>> start

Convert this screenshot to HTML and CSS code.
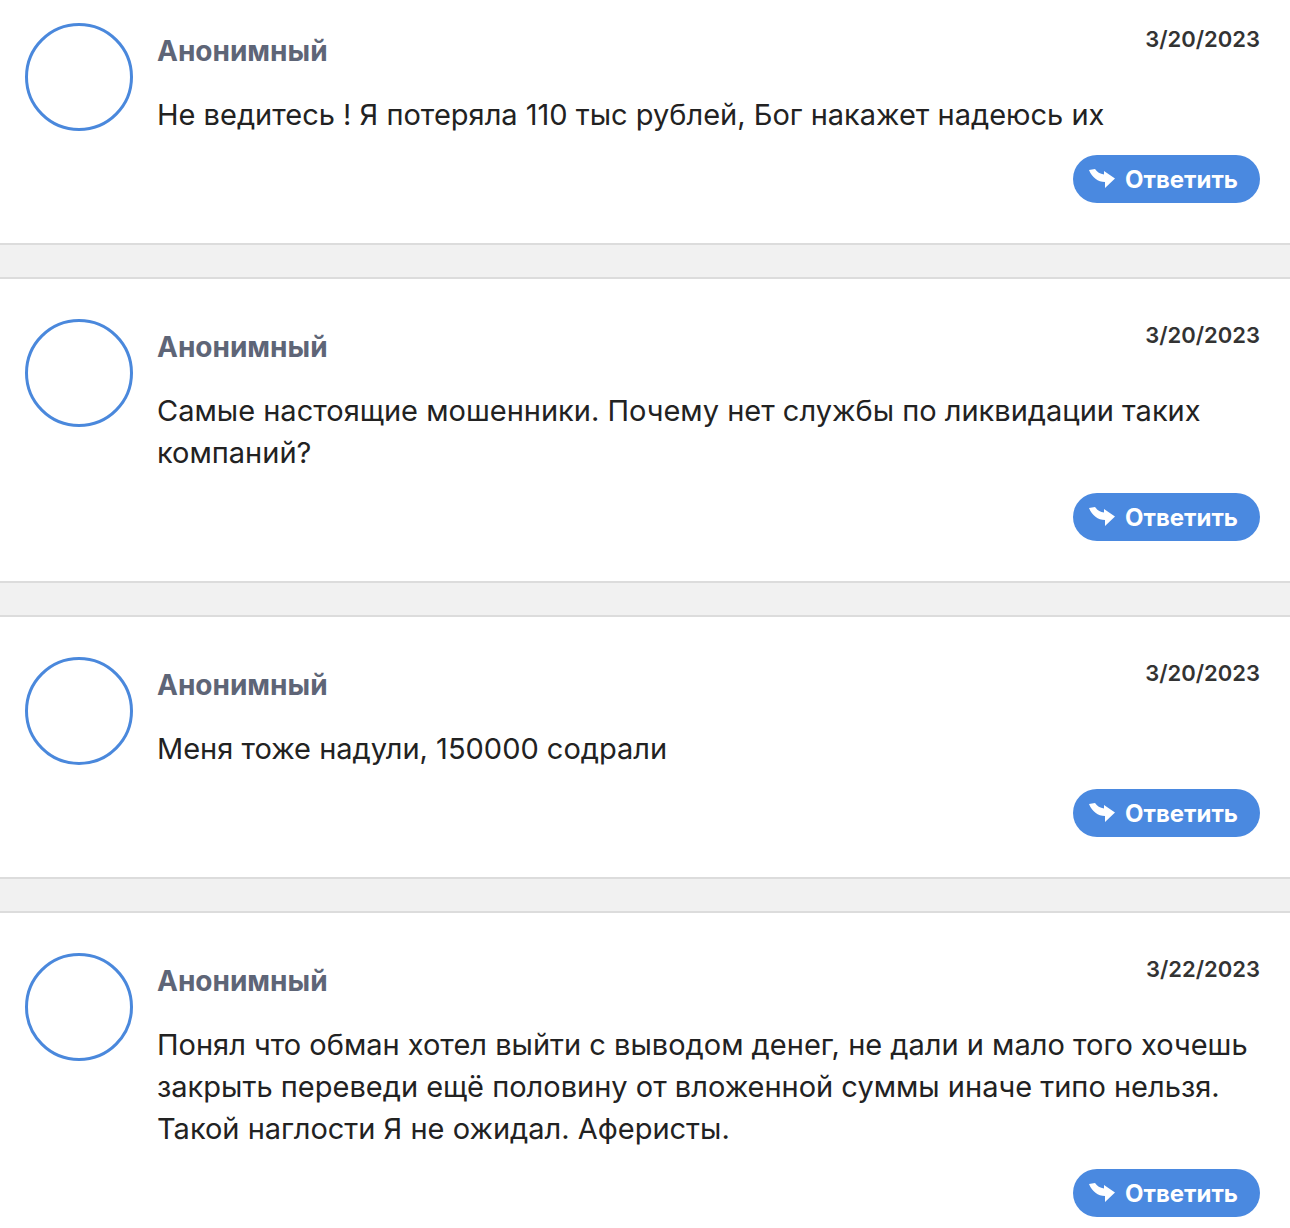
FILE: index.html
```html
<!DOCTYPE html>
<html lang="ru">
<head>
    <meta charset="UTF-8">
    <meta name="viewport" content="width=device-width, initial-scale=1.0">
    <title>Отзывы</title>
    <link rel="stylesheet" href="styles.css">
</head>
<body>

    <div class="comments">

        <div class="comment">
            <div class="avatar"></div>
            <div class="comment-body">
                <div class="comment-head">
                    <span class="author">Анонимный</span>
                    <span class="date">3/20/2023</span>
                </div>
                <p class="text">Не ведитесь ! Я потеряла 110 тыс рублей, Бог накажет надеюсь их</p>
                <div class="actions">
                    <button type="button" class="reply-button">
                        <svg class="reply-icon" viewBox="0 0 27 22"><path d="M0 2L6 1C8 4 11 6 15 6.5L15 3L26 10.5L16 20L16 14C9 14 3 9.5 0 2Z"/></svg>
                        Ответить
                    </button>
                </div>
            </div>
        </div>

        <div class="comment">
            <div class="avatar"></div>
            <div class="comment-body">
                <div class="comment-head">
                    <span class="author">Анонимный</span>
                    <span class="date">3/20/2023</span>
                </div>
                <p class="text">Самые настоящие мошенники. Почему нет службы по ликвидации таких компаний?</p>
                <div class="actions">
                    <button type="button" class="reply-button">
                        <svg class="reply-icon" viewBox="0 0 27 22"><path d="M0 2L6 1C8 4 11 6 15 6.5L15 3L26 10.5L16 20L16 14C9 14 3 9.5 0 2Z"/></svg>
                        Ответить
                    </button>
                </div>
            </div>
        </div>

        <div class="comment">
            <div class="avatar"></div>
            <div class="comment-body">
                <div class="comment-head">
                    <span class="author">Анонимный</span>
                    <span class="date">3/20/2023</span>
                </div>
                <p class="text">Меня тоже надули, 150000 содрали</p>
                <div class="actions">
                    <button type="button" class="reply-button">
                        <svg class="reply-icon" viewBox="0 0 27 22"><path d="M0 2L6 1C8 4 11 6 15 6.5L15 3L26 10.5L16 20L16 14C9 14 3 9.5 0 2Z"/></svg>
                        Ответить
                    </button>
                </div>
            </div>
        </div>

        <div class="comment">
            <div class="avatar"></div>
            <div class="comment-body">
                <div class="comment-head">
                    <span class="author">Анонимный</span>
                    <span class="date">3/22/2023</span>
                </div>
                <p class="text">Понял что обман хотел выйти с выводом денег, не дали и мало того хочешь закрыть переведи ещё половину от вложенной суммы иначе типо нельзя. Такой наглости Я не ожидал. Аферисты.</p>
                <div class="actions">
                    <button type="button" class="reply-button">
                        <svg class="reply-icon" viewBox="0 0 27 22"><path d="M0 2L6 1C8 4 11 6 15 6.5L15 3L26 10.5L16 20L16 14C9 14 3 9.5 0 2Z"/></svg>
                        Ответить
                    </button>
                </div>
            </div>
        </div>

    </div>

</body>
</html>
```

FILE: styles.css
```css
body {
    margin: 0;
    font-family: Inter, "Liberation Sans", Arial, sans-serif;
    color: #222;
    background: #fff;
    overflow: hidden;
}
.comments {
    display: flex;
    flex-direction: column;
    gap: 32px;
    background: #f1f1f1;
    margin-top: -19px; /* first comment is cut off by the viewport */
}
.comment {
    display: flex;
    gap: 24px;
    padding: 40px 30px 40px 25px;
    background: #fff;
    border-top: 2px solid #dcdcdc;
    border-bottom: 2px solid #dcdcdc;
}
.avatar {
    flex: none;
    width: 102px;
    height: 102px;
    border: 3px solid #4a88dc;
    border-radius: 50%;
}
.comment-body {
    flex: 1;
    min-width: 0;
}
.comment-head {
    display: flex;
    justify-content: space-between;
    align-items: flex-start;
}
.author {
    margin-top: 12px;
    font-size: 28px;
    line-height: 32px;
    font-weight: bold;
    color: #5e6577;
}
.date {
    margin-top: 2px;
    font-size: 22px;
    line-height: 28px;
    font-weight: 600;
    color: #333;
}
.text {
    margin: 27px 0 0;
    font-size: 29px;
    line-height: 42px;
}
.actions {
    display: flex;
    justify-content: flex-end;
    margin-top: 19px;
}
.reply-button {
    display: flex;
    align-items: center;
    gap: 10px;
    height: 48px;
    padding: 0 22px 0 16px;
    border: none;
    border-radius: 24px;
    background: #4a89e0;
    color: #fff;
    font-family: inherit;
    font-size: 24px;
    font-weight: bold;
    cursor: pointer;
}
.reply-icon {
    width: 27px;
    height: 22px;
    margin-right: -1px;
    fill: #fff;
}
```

>> end

Task objective
Every line of text is to be repeated exactly; pictures are left out.

Solved problem
Convert this screenshot to HTML and CSS code.
FILE: index.html
```html
<!DOCTYPE html>
<html lang="ru">
<head>
    <meta charset="UTF-8">
    <meta name="viewport" content="width=device-width, initial-scale=1.0">
    <title>Отзывы</title>
    <link rel="stylesheet" href="styles.css">
</head>
<body>

    <div class="comments">

        <div class="comment">
            <div class="avatar"></div>
            <div class="comment-body">
                <div class="comment-head">
                    <span class="author">Анонимный</span>
                    <span class="date">3/20/2023</span>
                </div>
                <p class="text">Не ведитесь ! Я потеряла 110 тыс рублей, Бог накажет надеюсь их</p>
                <div class="actions">
                    <button type="button" class="reply-button">
                        <svg class="reply-icon" viewBox="0 0 27 22"><path d="M0 2L6 1C8 4 11 6 15 6.5L15 3L26 10.5L16 20L16 14C9 14 3 9.5 0 2Z"/></svg>
                        Ответить
                    </button>
                </div>
            </div>
        </div>

        <div class="comment">
            <div class="avatar"></div>
            <div class="comment-body">
                <div class="comment-head">
                    <span class="author">Анонимный</span>
                    <span class="date">3/20/2023</span>
                </div>
                <p class="text">Самые настоящие мошенники. Почему нет службы по ликвидации таких компаний?</p>
                <div class="actions">
                    <button type="button" class="reply-button">
                        <svg class="reply-icon" viewBox="0 0 27 22"><path d="M0 2L6 1C8 4 11 6 15 6.5L15 3L26 10.5L16 20L16 14C9 14 3 9.5 0 2Z"/></svg>
                        Ответить
                    </button>
                </div>
            </div>
        </div>

        <div class="comment">
            <div class="avatar"></div>
            <div class="comment-body">
                <div class="comment-head">
                    <span class="author">Анонимный</span>
                    <span class="date">3/20/2023</span>
                </div>
                <p class="text">Меня тоже надули, 150000 содрали</p>
                <div class="actions">
                    <button type="button" class="reply-button">
                        <svg class="reply-icon" viewBox="0 0 27 22"><path d="M0 2L6 1C8 4 11 6 15 6.5L15 3L26 10.5L16 20L16 14C9 14 3 9.5 0 2Z"/></svg>
                        Ответить
                    </button>
                </div>
            </div>
        </div>

        <div class="comment">
            <div class="avatar"></div>
            <div class="comment-body">
                <div class="comment-head">
                    <span class="author">Анонимный</span>
                    <span class="date">3/22/2023</span>
                </div>
                <p class="text">Понял что обман хотел выйти с выводом денег, не дали и мало того хочешь закрыть переведи ещё половину от вложенной суммы иначе типо нельзя. Такой наглости Я не ожидал. Аферисты.</p>
                <div class="actions">
                    <button type="button" class="reply-button">
                        <svg class="reply-icon" viewBox="0 0 27 22"><path d="M0 2L6 1C8 4 11 6 15 6.5L15 3L26 10.5L16 20L16 14C9 14 3 9.5 0 2Z"/></svg>
                        Ответить
                    </button>
                </div>
            </div>
        </div>

    </div>

</body>
</html>
```

FILE: styles.css
```css
body {
    margin: 0;
    font-family: Inter, "Liberation Sans", Arial, sans-serif;
    color: #222;
    background: #fff;
    overflow: hidden;
}
.comments {
    display: flex;
    flex-direction: column;
    gap: 32px;
    background: #f1f1f1;
    margin-top: -19px; /* first comment is cut off by the viewport */
}
.comment {
    display: flex;
    gap: 24px;
    padding: 40px 30px 40px 25px;
    background: #fff;
    border-top: 2px solid #dcdcdc;
    border-bottom: 2px solid #dcdcdc;
}
.avatar {
    flex: none;
    width: 102px;
    height: 102px;
    border: 3px solid #4a88dc;
    border-radius: 50%;
}
.comment-body {
    flex: 1;
    min-width: 0;
}
.comment-head {
    display: flex;
    justify-content: space-between;
    align-items: flex-start;
}
.author {
    margin-top: 12px;
    font-size: 28px;
    line-height: 32px;
    font-weight: bold;
    color: #5e6577;
}
.date {
    margin-top: 2px;
    font-size: 22px;
    line-height: 28px;
    font-weight: 600;
    color: #333;
}
.text {
    margin: 27px 0 0;
    font-size: 29px;
    line-height: 42px;
}
.actions {
    display: flex;
    justify-content: flex-end;
    margin-top: 19px;
}
.reply-button {
    display: flex;
    align-items: center;
    gap: 10px;
    height: 48px;
    padding: 0 22px 0 16px;
    border: none;
    border-radius: 24px;
    background: #4a89e0;
    color: #fff;
    font-family: inherit;
    font-size: 24px;
    font-weight: bold;
    cursor: pointer;
}
.reply-icon {
    width: 27px;
    height: 22px;
    margin-right: -1px;
    fill: #fff;
}
```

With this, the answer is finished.